What a bizarre combination of scarecrows and scapegoats. "The big cities"? "The unions"? And the DNC is not the same thing as Democratic Presidents or Senators. And the Democratic philosophy is not "I've got mine; screw you (and no queers)", which IS the unofficial slogan of the Republicans.
Northstar11 made a good point about how Republicans tend to vote against their own economic interests because they're hoodwinked into voting based on wedge issues. Your response seems to be some scattershot attack of the usual tropes. I'm surprised you didn't mention the United Nations and the Dixie Chicks, too.
I had a great uncle (in the UK) who died not so long ago, in his late eighties. One of the last things I remember him saying to me was that of the unanswered questions in his life, one concerned the origin of black people. He genuinely couldn't understand where black people came from, because as far as he could see, they weren't in the Bible. I've never forgotten that comment. It somehow reeks of ignorance and offensiveness, but it came from the mouth of someone I thought of as an intelligent man.
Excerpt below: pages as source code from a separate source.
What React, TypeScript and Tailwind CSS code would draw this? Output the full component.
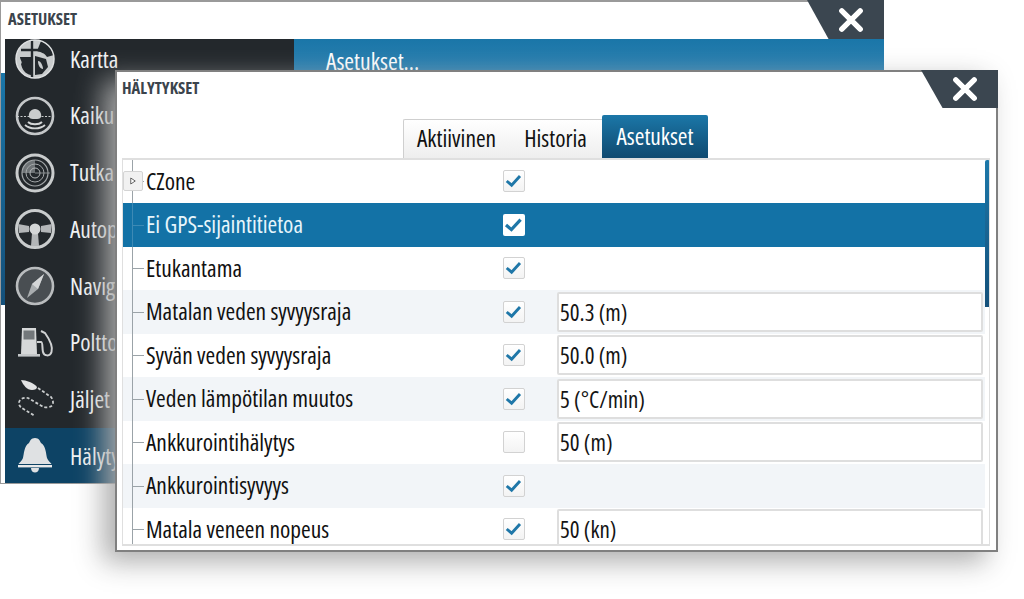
import React from 'react'

const BODY = "font-['Open_Sans','Noto_Sans',sans-serif] [font-stretch:75%]"

interface Row {
  label: string
  checked: boolean
  value?: string
}

const ROWS: Row[] = [
  { label: 'CZone', checked: true },
  { label: 'Ei GPS-sijaintitietoa', checked: true },
  { label: 'Etukantama', checked: true },
  { label: 'Matalan veden syvyysraja', checked: true, value: '50.3 (m)' },
  { label: 'Syvän veden syvyysraja', checked: true, value: '50.0 (m)' },
  { label: 'Veden lämpötilan muutos', checked: true, value: '5 (°C/min)' },
  { label: 'Ankkurointihälytys', checked: false, value: '50 (m)' },
  { label: 'Ankkurointisyvyys', checked: true },
  { label: 'Matala veneen nopeus', checked: true, value: '50 (kn)' },
]

// Sidebar icons, all drawn in a 44x44 box centred on the icon
function MapIcon() {
  return (
    <svg viewBox="0 0 44 44" className="w-[44px] h-[44px]">
      <circle cx="22" cy="22" r="19" fill="#c9cccd" />
      <path d="M28 4 C34 6 39 11 41 18 L34 20 C32 16 27 15 24 14 Z" fill="#23282c" />
      <path d="M7 20 L18 20 L18 38 C12 37 9 32 8 27 C10 25 7 23 7 20 Z" fill="#23282c" />
      <path d="M22 19 L33 22 L35 30 L29 37 L22 38 Z" fill="#23282c" />
      <path d="M25 24 C28 24 30 29 30 32 C27 32 25 28 25 24 Z" fill="#c9cccd" />
      <path d="M19 3 L19 41 M8 13 L33 13" stroke="#23282c" strokeWidth="2.4" />
      <circle cx="22" cy="22" r="19" fill="none" stroke="#dfe1e2" strokeWidth="1.5" />
    </svg>
  )
}

function SonarIcon() {
  return (
    <svg viewBox="0 0 44 44" className="w-[44px] h-[44px]">
      <circle cx="22" cy="22" r="18" fill="none" stroke="#c4c7c9" strokeWidth="2.6" />
      <path d="M16 23 C15 19 18 15 22 15 C26 15 29 19 28 23 C27 25 25 25 22 25 C19 25 17 25 16 23 Z" fill="#c9cccd" />
      <path d="M4 22.5 L40 22.5" stroke="#c9cccd" strokeWidth="1" strokeDasharray="2 1.5" />
      <path d="M15 28 C18 31 26 31 29 28 M12 31 C17 35.5 27 35.5 32 31" fill="none" stroke="#d4d6d7" strokeWidth="1.8" />
    </svg>
  )
}

function RadarIcon() {
  return (
    <svg viewBox="0 0 44 44" className="w-[44px] h-[44px]">
      <circle cx="22" cy="22" r="18" fill="none" stroke="#c9cccd" strokeWidth="3" />
      <path d="M22 22 L22 9 A13 13 0 0 0 9 22 Z" fill="#6f7477" />
      <circle cx="22" cy="22" r="13" fill="none" stroke="#a3a7a9" strokeWidth="1.2" />
      <circle cx="22" cy="22" r="9" fill="none" stroke="#a3a7a9" strokeWidth="1" />
      <circle cx="22" cy="22" r="5" fill="none" stroke="#b4b7b9" strokeWidth="1" />
      <path d="M22 22 L37 22" stroke="#9a9ea1" strokeWidth="0.8" />
    </svg>
  )
}

function WheelIcon() {
  return (
    <svg viewBox="0 0 44 44" className="w-[44px] h-[44px]">
      <circle cx="22" cy="22" r="18.5" fill="none" stroke="#c9cccd" strokeWidth="3" />
      <path d="M5 17 L16 19 L16 25 L6 26 Z M39 17 L28 19 L28 25 L38 26 Z" fill="#b3b6b8" />
      <path d="M19 26 L25 26 L26 39 L18 39 Z" fill="#b3b6b8" />
      <circle cx="22" cy="22" r="5.5" fill="#d4d6d7" />
    </svg>
  )
}

function CompassIcon() {
  return (
    <svg viewBox="0 0 44 44" className="w-[44px] h-[44px]">
      <circle cx="22" cy="22" r="18" fill="#494e52" stroke="#b9bcbe" strokeWidth="2.6" />
      <path d="M31 10 L25 25 L14 34 L19 20 Z" fill="#a9adaf" />
      <path d="M31 10 L19 20 L25 25 Z" fill="#d4d6d7" />
    </svg>
  )
}

function FuelIcon() {
  return (
    <svg viewBox="0 0 44 44" className="w-[44px] h-[44px]">
      <path d="M9 7 L23 7 L24 33 L8 33 Z" fill="#d6d8d9" />
      <rect x="10.5" y="9.5" width="11" height="9" fill="#73787b" />
      <rect x="5" y="33" width="22" height="2.6" fill="#c4c7c9" />
      <path d="M24 21 L28 21 C30 21 29 27 30 31 C31 35 37 36 38.5 31 C40 26 37 19 32 12 L28 10" fill="none" stroke="#d0d2d3" strokeWidth="2" />
    </svg>
  )
}

function TrackIcon() {
  return (
    <svg viewBox="0 0 44 44" className="w-[44px] h-[44px]">
      <path d="M8 3 C13 3 21 6 24 10 C24 12 22 13 19 13 C14 13 10 8 8 3 Z" fill="#e2e3e4" />
      <path d="M25 11 L38 20 C41 24 41 29 36 30 C33 31 30 30 27 28 L15 21 C11 20 6 22 6 26 C6 30 9 31 12 33 L22 39" fill="none" stroke="#c9cccd" strokeWidth="1.8" strokeDasharray="3 2" />
    </svg>
  )
}

function BellIcon() {
  return (
    <svg viewBox="0 0 44 44" className="w-[44px] h-[44px]">
      <path d="M22 4 C26 4 27 7 28 9 C33 12 33 20 34 24 C35 27 38 29 38.5 30 L5.5 30 C6 29 9 27 10 24 C11 20 11 12 16 9 C17 7 18 4 22 4 Z" fill="#dfe1e3" />
      <rect x="5" y="31" width="34" height="2.4" fill="#e8e9ea" />
      <path d="M18 34 L26 34 C26 37 24 38.5 22 38.5 C20 38.5 18 37 18 34 Z" fill="#dfe1e3" />
    </svg>
  )
}

const MENU = [
  { label: 'Kartta', icon: <MapIcon /> },
  { label: 'Kaiku', icon: <SonarIcon /> },
  { label: 'Tutka', icon: <RadarIcon /> },
  { label: 'Autopilotti', icon: <WheelIcon /> },
  { label: 'Navigointi', icon: <CompassIcon /> },
  { label: 'Polttoaine', icon: <FuelIcon /> },
  { label: 'Jäljet', icon: <TrackIcon /> },
  { label: 'Hälytykset', icon: <BellIcon />, active: true },
]

function CloseMark() {
  return (
    <svg viewBox="0 0 24 24" className="w-[26px] h-[26px]">
      <path d="M3.5 3.5 L20.5 20.5 M20.5 3.5 L3.5 20.5" stroke="#fff" strokeWidth="5" strokeLinecap="round" />
    </svg>
  )
}

function Checkbox({ checked, selected }: { checked: boolean; selected: boolean }) {
  return (
    <div
      className={`w-[22px] h-[22px] rounded-[2px] ${
        selected ? 'bg-white' : 'border border-[#d2d2d2] bg-gradient-to-b from-white to-[#f3f3f3]'
      }`}
    >
      {checked && (
        <svg viewBox="0 0 22 22" className="w-full h-full">
          <path d="M3 11 L8.4 15.6 L17.6 5.6" fill="none" stroke="#1f77a8" strokeWidth="3.2" />
        </svg>
      )}
    </div>
  )
}

export default function App() {
  return (
    <div className={`relative w-[1024px] h-[599px] overflow-hidden bg-white ${BODY}`}>
      {/* Back window */}
      <div className="absolute left-0 top-0 w-[884px] h-[484px] flex flex-col bg-white border-l border-t-2 border-b border-[#9a9a9a]">
        <div className="h-[37px] shrink-0 pl-[7px] pt-[7px] text-[16.5px] leading-[20px] font-bold text-[#3b444c]">ASETUKSET</div>
        <div className="flex-1 flex min-h-0">
          <div className="w-[4px] shrink-0 pt-[34px]">
            <div className="h-[232px] bg-gradient-to-b from-[#1a76a8] to-[#14507a]" />
          </div>
          <div className="w-[289px] shrink-0 bg-[#23282c] overflow-hidden">
            <div className="-mt-[8px]">
              {MENU.map((m) => (
                <div
                  key={m.label}
                  className={`h-[56.7px] flex items-center pl-[8px] gap-[13px] text-[23.4px] text-[#f1f3f4] ${
                    m.active ? 'bg-[#0d4365]' : ''
                  }`}
                >
                  {m.icon}
                  <span>{m.label}</span>
                </div>
              ))}
            </div>
          </div>
          <div className="flex-1">
            <div className="h-[31px] pl-[32px] pt-[6px] text-[23.6px] leading-[32px] text-white bg-gradient-to-b from-[#1a76a8] to-[#2a80b1]">
              Asetukset...
            </div>
          </div>
        </div>
        <div className="absolute right-0 -top-[2px] w-[77px] h-[39px] flex items-center justify-center pl-[11px] bg-[#3b4650] [clip-path:polygon(0_0,100%_0,100%_100%,28%_100%)]">
          <CloseMark />
        </div>
      </div>

      {/* Front window */}
      <div className="absolute left-[115px] top-[70px] w-[883px] h-[482px] flex flex-col bg-white border-2 border-[#808080] shadow-[-12px_10px_26px_rgba(170,170,170,0.95)]">
        <div className="h-[43px] shrink-0 pl-[5px] pt-[6px] text-[16.5px] leading-[20px] font-bold text-[#3b444c]">HÄLYTYKSET</div>
        <div className="h-[43px] shrink-0 flex items-end pl-[286px] text-[23.4px] text-[#111]">
          <div className="h-[39px] w-[199px] flex items-center pl-[13px] gap-[28px] rounded-tl-[2px] border-l border-t border-[#cfcfcf] bg-gradient-to-b from-white to-[#eeeeee]">
            <span>Aktiivinen</span>
            <span>Historia</span>
          </div>
          <div className="h-[43px] w-[106px] flex items-center justify-center rounded-t-[2px] text-white bg-gradient-to-b from-[#1b77a8] to-[#104a70]">
            Asetukset
          </div>
        </div>
        <div className="ml-[5px] w-[868px] h-[388px] flex overflow-hidden border-t-2 border-l border-b-2 border-r border-[#dfdfdf]">
          <div className="w-[862px] shrink-0 -mt-[0.5px]">
            {ROWS.map((r, i) => {
              const selected = i === 1
              const striped = i === 3 || i === 5 || i === 7
              return (
                <div
                  key={r.label}
                  className={`relative h-[43.5px] flex items-center ${
                    selected ? 'bg-[#1372a6] text-[#e6f5fb]' : striped ? 'bg-[#f2f5f8] text-[#111]' : 'text-[#111]'
                  }`}
                >
                  <div className={`absolute left-[9px] inset-y-0 w-px ${selected ? 'bg-[#3d8ab5]' : 'bg-[#9ba3a8]'}`} />
                  <div className={`absolute left-[9px] top-1/2 w-[12px] h-px ${selected ? 'bg-[#3d8ab5]' : 'bg-[#9ba3a8]'}`} />
                  {i === 0 && (
                    <div className="absolute left-0 top-[11px] w-[20px] h-[20px] flex items-center justify-center rounded-[2px] border border-[#d4d4d4] bg-[#f1f1f1]">
                      <svg viewBox="0 0 8 10" className="w-[6px] h-[8px]">
                        <path d="M1 1 L7 5 L1 9 Z" fill="#fff" stroke="#555" strokeWidth="1.2" />
                      </svg>
                    </div>
                  )}
                  <div className="w-[380px] pl-[23px] shrink-0 text-[23.4px] whitespace-nowrap">{r.label}</div>
                  <Checkbox checked={r.checked} selected={selected} />
                  {r.value && (
                    <div className="ml-[32px] w-[426px] h-[40px] flex items-center pl-[1px] rounded-[2px] border-2 border-[#dedede] bg-white text-[23px] text-[#151515]">
                      {r.value}
                    </div>
                  )}
                </div>
              )
            })}
          </div>
          <div className="w-[5px] shrink-0">
            <div className="h-[147px] bg-gradient-to-b from-[#1d78a9] to-[#14507a] rounded-t-[2px]" />
          </div>
        </div>
        <div className="absolute -right-[2px] -top-[2px] w-[77px] h-[38px] flex items-center justify-center pl-[11px] bg-[#3b4650] [clip-path:polygon(0_0,100%_0,100%_100%,28%_100%)]">
          <CloseMark />
        </div>
      </div>
    </div>
  )
}
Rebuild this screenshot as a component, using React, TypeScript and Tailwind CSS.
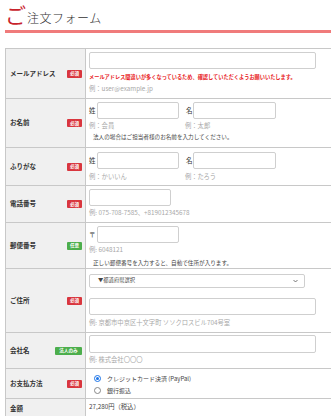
import React from "react";

function Badge({ kind }: { kind: "req" | "opt" | "corp" }) {
  if (kind === "req")
    return (
      <span className="flex h-[8px] w-[15px] items-center justify-center rounded-[1px] bg-[#d9363e] text-[4.6px] font-bold leading-none text-white">
        必須
      </span>
    );
  if (kind === "opt")
    return (
      <span className="flex h-[8px] w-[15px] items-center justify-center rounded-[1px] bg-[#4cae4c] text-[4.6px] font-bold leading-none text-white">
        任意
      </span>
    );
  return (
    <span className="flex h-[8px] w-[27px] items-center justify-center rounded-[1px] bg-[#4cae4c] text-[4.6px] font-bold leading-none text-white">
      法人のみ
    </span>
  );
}

function Row({
  label,
  badge,
  h,
  children,
}: {
  label: string;
  badge?: "req" | "opt" | "corp";
  h: string;
  children?: React.ReactNode;
}) {
  return (
    <div className={`flex border-t border-[#c8c8c8] ${h}`}>
      <div className="flex w-[80px] shrink-0 items-center justify-between border-r border-[#c8c8c8] bg-[#f0f0f0] pl-[4px] pr-[3px]">
        <span className="text-[6.5px] font-bold text-[#333]">{label}</span>
        {badge && <Badge kind={badge} />}
      </div>
      <div className="flex-1 pl-[3px]">{children}</div>
    </div>
  );
}

function Input({ w }: { w: string }) {
  return <div className={`h-[17px] rounded-[2px] border border-[#cfcfcf] bg-white ${w}`} />;
}

function Ex({ children, cls = "" }: { children: React.ReactNode; cls?: string }) {
  return <div className={`h-[8px] text-[6.3px] leading-[8px] text-[#a8a8a8] ${cls}`}>{children}</div>;
}

export default function App() {
  return (
    <div className="h-[416px] w-[331px] overflow-hidden bg-white font-['Noto_Sans_CJK_JP',sans-serif] text-[#333]">
      <div className="flex h-[30px] items-end pl-[5px] pb-[5px]">
        <span className="text-[21px] leading-[22px] text-[#c8232c]">ご</span>
        <span className="ml-[1px] text-[12px] font-light leading-[14px] tracking-[0.5px] text-[#333]">注文フォーム</span>
      </div>
      <div className="ml-[5px] h-[3px] bg-[#f07b7b]" />
      <div className="h-[15px]" />
      <div className="ml-[5px] w-[340px] border-l border-[#c8c8c8]">
        <Row label="メールアドレス" badge="req" h="h-[50px]">
          <div className="pt-[3px]">
            <Input w="w-[227px]" />
            <div className="mt-[4px] h-[7px] text-[5.2px] font-bold leading-[7px] text-[#e8201c]">
              メールアドレス間違いが多くなっているため、確認していただくようお願いいたします。
            </div>
            <Ex cls="mt-[5px]">例：user@example.jp</Ex>
          </div>
        </Row>
        <Row label="お名前" badge="req" h="h-[49px]">
          <div className="pt-[3px]">
            <div className="flex items-center">
              <span className="w-[8px] text-[6.5px]">姓</span>
              <Input w="w-[82px]" />
              <span className="ml-[7px] w-[7px] text-[6.5px]">名</span>
              <Input w="w-[83px]" />
            </div>
            <div className="mt-[3px] flex">
              <Ex cls="w-[96px]">例：会員</Ex>
              <Ex>例：太郎</Ex>
            </div>
            <div className="mt-[3px] pl-[4px] text-[5.6px] leading-[8px] text-[#444]">
              法人の場合はご担当者様のお名前を入力してください。
            </div>
          </div>
        </Row>
        <Row label="ふりがな" badge="req" h="h-[38px]">
          <div className="pt-[4px]">
            <div className="flex items-center">
              <span className="w-[8px] text-[6.5px]">姓</span>
              <Input w="w-[82px]" />
              <span className="ml-[7px] w-[7px] text-[6.5px]">名</span>
              <Input w="w-[83px]" />
            </div>
            <div className="mt-[4px] flex">
              <Ex cls="w-[96px]">例：かいいん</Ex>
              <Ex>例：たろう</Ex>
            </div>
          </div>
        </Row>
        <Row label="電話番号" badge="req" h="h-[37px]">
          <div className="pt-[3px]">
            <Input w="w-[82px]" />
            <Ex cls="mt-[3px]">例: 075-708-7585、+819012345678</Ex>
          </div>
        </Row>
        <Row label="郵便番号" badge="opt" h="h-[46px]">
          <div className="pt-[3px]">
            <div className="flex items-center">
              <span className="w-[8px] text-[6.5px]">〒</span>
              <Input w="w-[82px]" />
            </div>
            <Ex cls="mt-[3px]">例: 6048121</Ex>
            <div className="mt-[5px] pl-[4px] text-[5.6px] leading-[8px] text-[#444]">
              正しい郵便番号を入力すると、自動で住所が入ります。
            </div>
          </div>
        </Row>
        <Row label="ご住所" badge="req" h="h-[64px]">
          <div className="pt-[5px]">
            <div className="flex h-[14px] w-[216px] items-center justify-between rounded-[2px] border border-[#cfcfcf] bg-white pl-[8px] pr-[6px]">
              <span className="text-[5.3px] text-[#444]">▼都道府県選択</span>
              <svg width="5" height="4" viewBox="0 0 10 6">
                <path d="M1 1 L5 5 L9 1" stroke="#555" strokeWidth="1.6" fill="none" />
              </svg>
            </div>
            <div className="mt-[10px]">
              <Input w="w-[227px]" />
            </div>
            <Ex cls="mt-[4px]">例: 京都市中京区十文字町 ソソクロスビル704号室</Ex>
          </div>
        </Row>
        <Row label="会社名" badge="corp" h="h-[36px]">
          <div className="pt-[2px]">
            <div className="h-[18px] w-[227px] rounded-[2px] border border-[#cfcfcf] bg-white" />
            <Ex cls="mt-[3px]">例: 株式会社〇〇〇</Ex>
          </div>
        </Row>
        <Row label="お支払方法" badge="req" h="h-[30px]">
          <div className="pt-[3px] pl-[5px]">
            <div className="flex h-[12px] items-center">
              <span className="flex h-[7px] w-[7px] items-center justify-center rounded-full border-[1.5px] border-[#1a73e8] bg-white">
                <span className="h-[3px] w-[3px] rounded-full bg-[#1a73e8]" />
              </span>
              <span className="ml-[6px] text-[6px] text-[#444]">クレジットカード決済 (PayPal)</span>
            </div>
            <div className="flex h-[12px] items-center">
              <span className="h-[7px] w-[7px] rounded-full border border-[#888] bg-white" />
              <span className="ml-[6px] text-[6px] text-[#444]">銀行振込</span>
            </div>
          </div>
        </Row>
        <Row label="金額" h="h-[20px]">
          <div className="pt-[4px] text-[6.3px] leading-[8px] text-[#444]">27,280円（税込）</div>
        </Row>
      </div>
    </div>
  );
}
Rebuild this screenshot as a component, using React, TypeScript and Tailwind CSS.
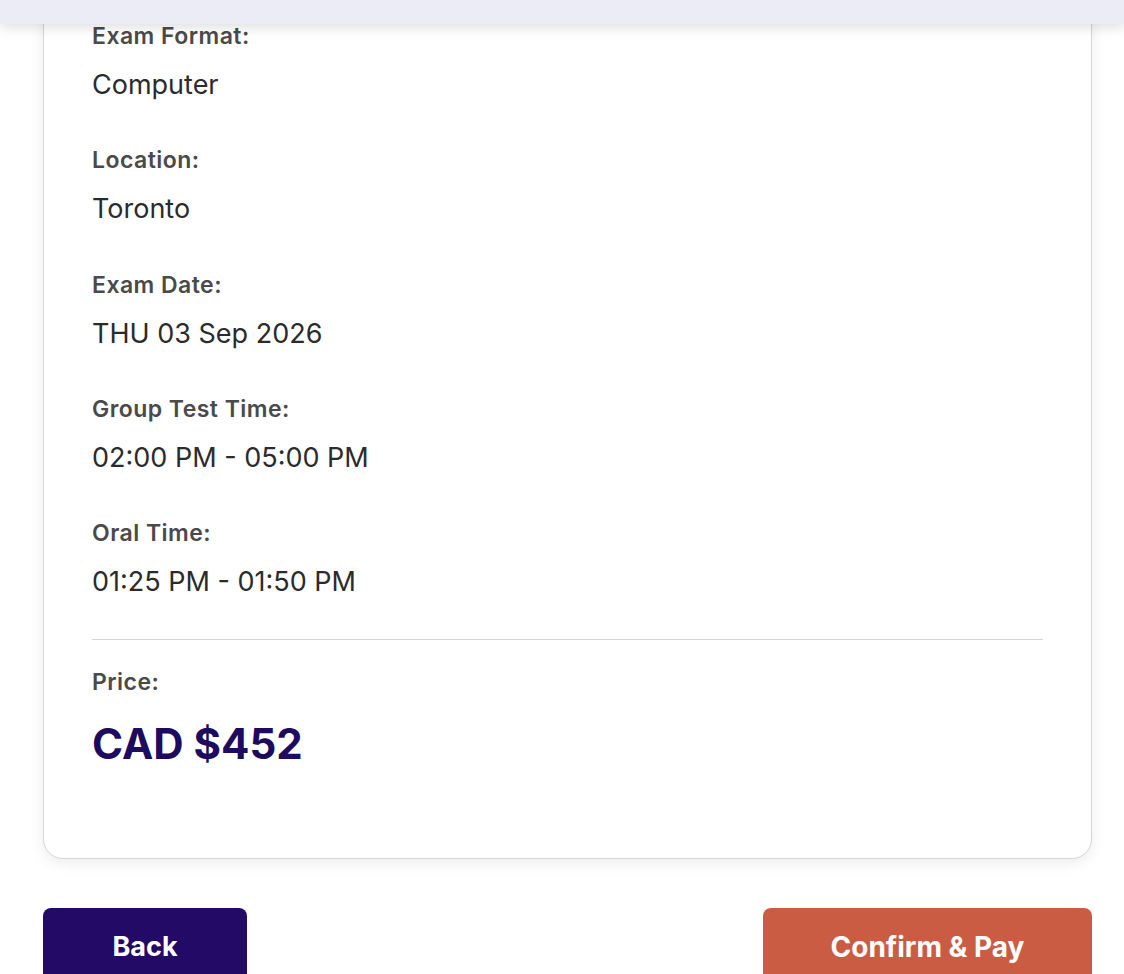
const rows = [
  { label: "Exam Format:", value: "Computer" },
  { label: "Location:", value: "Toronto" },
  { label: "Exam Date:", value: "THU 03 Sep 2026" },
  { label: "Group Test Time:", value: "02:00 PM - 05:00 PM" },
  { label: "Oral Time:", value: "01:25 PM - 01:50 PM" },
];

export default function App() {
  return (
    <div className="relative min-h-screen bg-white font-['Inter','Liberation_Sans',sans-serif]">
      <div className="fixed top-0 left-0 right-0 z-10 h-[24px] bg-[#ececf6] shadow-[0_4px_12px_rgba(0,0,0,0.12)]" />

      <div className="ml-[43px] mr-[32px] rounded-[20px] border border-[#d6d6d6] bg-white px-[48px] pt-[21px] pb-[89px] shadow-[0_4px_14px_rgba(0,0,0,0.08)]">
        {rows.map((r, i) => (
          <div key={r.label} className={i > 0 ? "mt-[45.25px]" : ""}>
            <p className="text-[23px] leading-[28px] font-semibold tracking-[0.02em] text-[#4a4a4a]">{r.label}</p>
            <p className="mt-[19px] text-[27px] leading-[32px] text-[#2b2b2b]">{r.value}</p>
          </div>
        ))}

        <div className="mt-[41px] border-t border-[#d4d4d4]" />

        <p className="mt-[28px] text-[23px] leading-[28px] font-semibold tracking-[0.02em] text-[#4a4a4a]">Price:</p>
        <p className="mt-[23px] text-[42px] leading-[50px] font-bold text-[#1e0a5e]">CAD $452</p>
      </div>

      <div className="ml-[43px] mr-[32px] mt-[49px] flex justify-between">
        <button className="h-[78px] w-[204px] rounded-[8px] bg-[#220a66] text-[27px] font-bold text-white">
          Back
        </button>
        <button className="h-[78px] w-[329px] rounded-[8px] bg-[#cb5c44] text-[28px] font-bold text-white">
          Confirm &amp; Pay
        </button>
      </div>
    </div>
  );
}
I don't mean to make a comment for or against religion. It just connects with that "not fully human" nonsense that you've mentioned. And it says something about the great - and yet sometimes bizarre - journeys that we all have to make in the world.
The real irony is, of course, that we're all African, for Africa is the cradle of humanity. Environmental adaptations such as increased or decreased melanin, etc., are simply that: minor variations that have somehow come to represent fundamental differences to small-minded people.